On a donné bien des définitions pour le lyrisme, depuis le recours à l'étymologie (« toute poésie accompagnée par la lyre ») jusqu'à la platitude de Paul Valéry (« le développement d'une exclamation »). Au vrai, c'est, avant tout, un cri ; les Iraniens disent : « un chant » (ghenâ). C'est l'expression intime, condensée, cadencée, d'une « strophe » dont le lien avec la musique est évident. La forme, en persan, du poème lyrique va du bref distique ou « quatrain » – robâ'i d'Omar Khayyâm (1048-1131) ou masnavi des 25 000 vers de Jalâloddin Rumi (1207-1273) – au ghazal de cinq à six distiques où triomphe Hâfez de Shirâz (mort en 1389). On remarquera que tous ces termes techniques sont arabes et que la poésie iranienne a dû couler ses oppositions de timbres vocaliques (a/â, e/i, o/u) dans le moule sémitique des différences de « quantité » ou de « longueur ». Louis Massignon faisait, en 1950, à propos de Shushtarî, le « Verlaine andalou » enterré à Damiette en 1269, cette observation capitale : « Au lieu que, en poésie [arabe] classique, l'accent est mis sur le premier vers, coup d'archet (Mutanabbî), en muwashshaḥ [chanson ou stance], l'accent est mis sur le dernier vers, flèche suprême » ou kharja.

Thèmes privilégiés

Ces formes (dont les poètes modernes font éclater la rigidité) ne sont qu'un cadre pour des thèmes privilégiés, dont la note dominante est érotico-mystique, autour de cet « angélisme » uranien que Massignon appelait si bien « le désir du ciel, sans le désir de Dieu ». D'orthodoxie sunnite ou de tendance shī‘ite, le poète lyrique persan chante d'abord la beauté – qui, dans sa langue, n'a pas de genre et, dans l'usage, pas de sexe. Si la grammaire permet d'être précis, l'éphèbe (pesar) l'emporte, le plus souvent, sur la nymphe et l'ambiguïté du mot bot (idole) permet toutes les équivoques. On dissertera sans doute indéfiniment sur le « symbolisme » du lyrisme persan : le vin et les beaux garçons doivent-ils être pris à la lettre, ou faut-il y voir le vocabulaire métaphorique cher aux amants divins, aux orants ivres de Dieu ? Le débat demeure ouvert. Peut-être, après tout, chaque mot a-t-il trois sens, chaque texte trois versions superposées, comme, toutes proportions gardées bien entendu, dans le jargon de Villon, si habilement décodé par Pierre Guiraud (Le Jargon de Villon ou le Gai Savoir de la Coquille, 1968) d'après les archives du procès de Dijon (1455). Les hommes de foi crieront au blasphème, mais les libertins se réjouiront et les esprits curieux s'interrogeront.
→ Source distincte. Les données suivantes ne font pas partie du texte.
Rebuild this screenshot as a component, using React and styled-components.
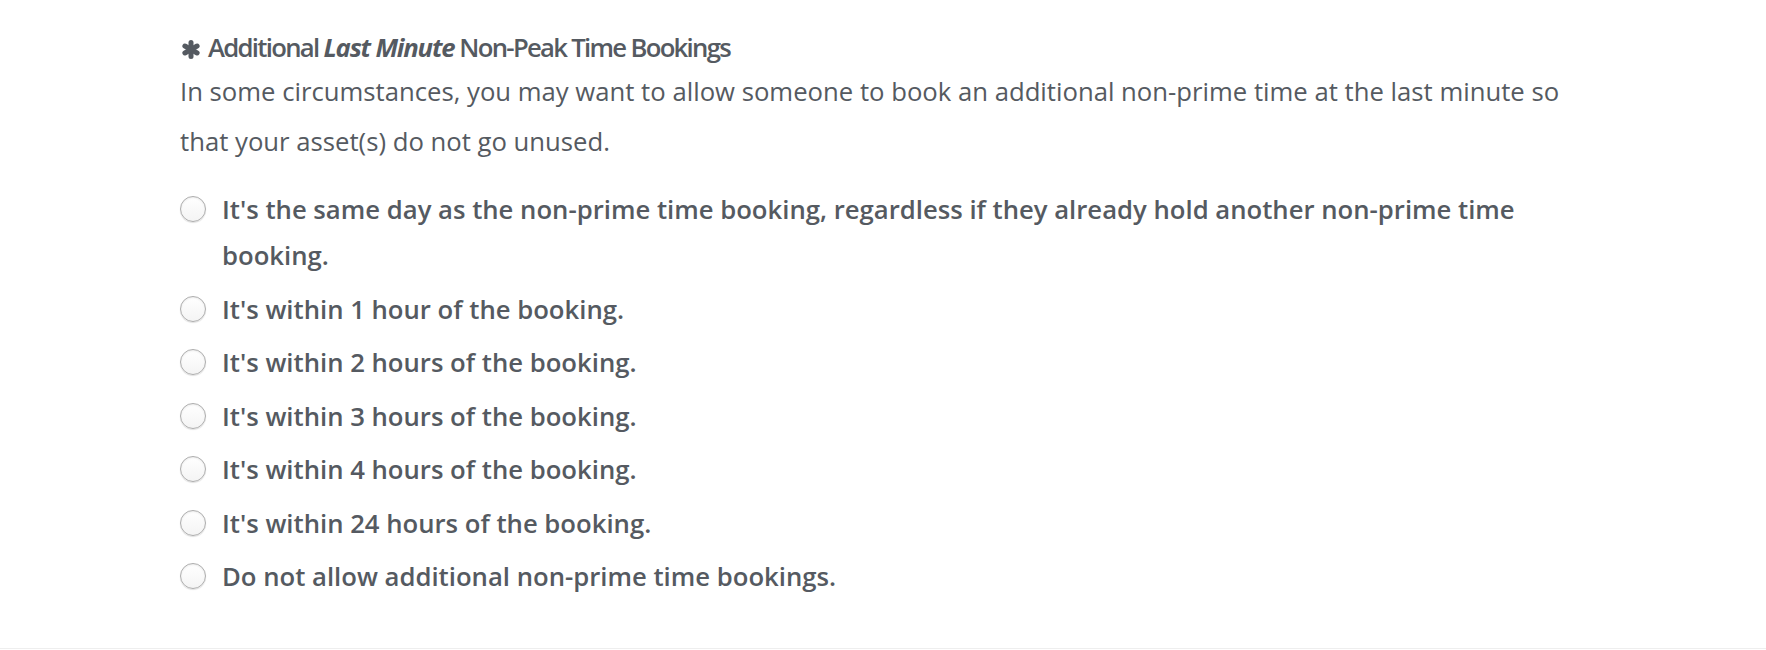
import React from "react";
import styled, { createGlobalStyle } from "styled-components";

const GlobalStyle = createGlobalStyle`
  html, body {
    margin: 0;
    padding: 0;
    background: #ffffff;
  }
  body {
    font-family: "Open Sans", "Noto Sans", sans-serif;
    color: #555a61;
    -webkit-font-smoothing: antialiased;
  }
`;

const Section = styled.section`
  box-sizing: border-box;
  height: 649px;
  padding: 27.5px 180px 0;
  border-bottom: 1px solid #eeeeee;
`;

const Heading = styled.h3`
  margin: 0;
  font-size: 25.7px;
  line-height: 39.6px;
  font-weight: 600;
  letter-spacing: -1.7px;
  color: #555a61;

  em {
    font-style: italic;
    font-weight: 700;
    letter-spacing: -1.2px;
  }
`;

const StarIcon = styled.svg`
  width: 20px;
  height: 19px;
  margin: 0 7px 0 1px;
  vertical-align: -2px;
`;

const Star = () => (
  <StarIcon viewBox="0 0 20 19" aria-hidden="true">
    <g stroke="#555a61" strokeWidth="5" strokeLinecap="round">
      <line x1="10" y1="2.5" x2="10" y2="16.5" />
      <line x1="3.9" y1="6" x2="16.1" y2="13" />
      <line x1="3.9" y1="13" x2="16.1" y2="6" />
    </g>
  </StarIcon>
);

const Description = styled.p`
  margin: 0 0 21px;
  font-size: 25.7px;
  line-height: 49.5px;
  font-weight: 400;
`;

const Options = styled.div`
  display: flex;
  flex-direction: column;
  gap: 7.5px;
`;

const Option = styled.label`
  display: flex;
  align-items: flex-start;
  gap: 16px;
  font-size: 25.7px;
  line-height: 46px;
  font-weight: 600;
  cursor: pointer;
`;

const RadioInput = styled.input.attrs({ type: "radio" })`
  appearance: none;
  -webkit-appearance: none;
  box-sizing: border-box;
  flex: none;
  width: 26px;
  height: 26px;
  margin: 9px 0 0 0;
  border-radius: 50%;
  border: 1px solid #adadad;
  background: linear-gradient(#ffffff, #f4f4f4);
  box-shadow: inset 0 1px 2px rgba(0, 0, 0, 0.08), 0 1px 1px rgba(0, 0, 0, 0.12);
  cursor: pointer;

  &:checked {
    background: radial-gradient(circle, #555a61 0 5px, #ffffff 6px);
  }
`;

const OptionText = styled.span`
  flex: 1;
`;

const options = [
  "It's the same day as the non-prime time booking, regardless if they already hold another non-prime time booking.",
  "It's within 1 hour of the booking.",
  "It's within 2 hours of the booking.",
  "It's within 3 hours of the booking.",
  "It's within 4 hours of the booking.",
  "It's within 24 hours of the booking.",
  "Do not allow additional non-prime time bookings.",
];

export default function App() {
  return (
    <>
      <GlobalStyle />
      <Section>
        <Heading>
          <Star />
          Additional <em>Last Minute</em> Non-Peak Time Bookings
        </Heading>
        <Description>
          In some circumstances, you may want to allow someone to book an
          additional non-prime time at the last minute so that your asset(s)
          do not go unused.
        </Description>
        <Options>
          {options.map((text) => (
            <Option key={text}>
              <RadioInput name="last-minute" />
              <OptionText>{text}</OptionText>
            </Option>
          ))}
        </Options>
      </Section>
    </>
  );
}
L'Iran reste frappé au coin de la Chine. Haute terre d'Asie centrale, il est le pays des mangeurs de riz, des fumeurs d'opium, des miniaturistes broyeurs de gemmes et manieurs de poil d'écureuil, de la musique lancinante et martelée, du jardin clos sur le kiosque central, des carreaux de faïence dorée, des tapis blasonnés qui lui tiennent lieu de vitraux, et d'une prédilection dialectique pour le contraste éternel entre le scepticisme et le mysticisme, double pente transcendante de l'esprit humain. Le lyrisme persan exprime le temps qui passe et le précaire instant que, dans un souffle, il faut saisir, la prédestination qui laisse peu de part au libre-arbitre, la mort inéluctable et le seul bonheur que le plus démuni puisse goûter sans frais : celui de contempler la triple fraîcheur de la verdure, de l'eau vive et des beaux visages. Tout au fond, on sent sourdre le désespoir. Car tout n'est qu'apparence, comme l'a dit Khayyâm : « Un rêve, une illusion, une fraude, un instant ». Nicholson (1921) donne, de cette idée de base, l'admirable version arabe : le monde est « une pensée à l'intérieur d'une pensée à l'intérieur d'une pensée » (« [...]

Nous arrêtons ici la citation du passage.